Ein Sprichwort sagt, dass jeder vor der eigenen Haustür kehren solle: Das reicht nicht. Was wir mit unserem Konsum anrichten, geschieht eben nicht vor oder hinter der eigenen Haustür, sondern an Orten, die nie ein westlicher Mensch und Konsument je zu Gesicht bekommen wird. Aus den Augen, aus dem Sinn. Haben wir nicht die UN, um solche externen Effekte wieder ins System zu internalisieren?
Nein. Der Kompass für die Zukunft mit seinen 17 Nachhaltigkeitszielen ist zwar von allen Mitgliedsländern unterschrieben worden, aber völkerrechtlich nicht bindend, kann also ohne Konsequenzen ignoriert werden. Von Staaten und Konsumenten. Andererseits zeigt die Corona-Krise: Wir können uns ruckzuck ändern, wenn die Krise ausgerufen wird, wenn die Notwendigkeit harscher Maßnahmen unbestreitbar wird. Wie schafft man diese Notwendigkeit für Klima und Nachhaltigkeit? Das wäre doch mal eine Herausforderung für Kommunikationswissenschaftler und PR-Experten – wenn selbst Greta daran gescheitert ist.
Vielleicht fehlt es den Sprachmächtigen etwas an Phantasie. Lassen Sie mich nachhelfen: Dass die UN-Ziele bis 2030 erreicht werden sollen, hat gute Gründe. So schätzen Experten, dass bis 2030 rund 700 Millionen Menschen durch akute Wasserknappheit aus ihrer Heimat vertrieben werden könnten: Die nächste Migrationswelle in Richtung USA und Europa. Wir können das noch verhindern. Doch mit jedem ungenutzt verstreichenden Monat nehmen unsere Erfolgschancen ab und nimmt die Dynamit-Ladung an Wums zu, die wir bis 2030 ansammeln. Keiner von uns kann in Afrika nach Trinkwasser bohren?

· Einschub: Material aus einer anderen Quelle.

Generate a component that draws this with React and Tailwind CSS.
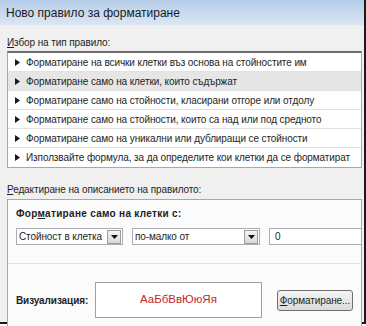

Doch. Jede und jeder von uns. Ohne das eigene Land zu verlassen. Denn dass den Leuten dort das Wasser ausgeht, das haben auch wir verschuldet: Ein Kilo, also zweieinhalb Avocados (von denen ein Drittel dann weggeworfen wird) vernichten bis zur Ernte tausend Liter Wasser, das der durstenden Bevölkerung fehlt, weshalb sie schon mal die Koffer packt. Früher brauchte man Kriege, um Menschen aus ihrer Heimat zu vertreiben. Heute tut’s auch die Avocado und anderes exotisches Gemüse, das kein westlicher Mensch braucht. Esst mehr Tomaten!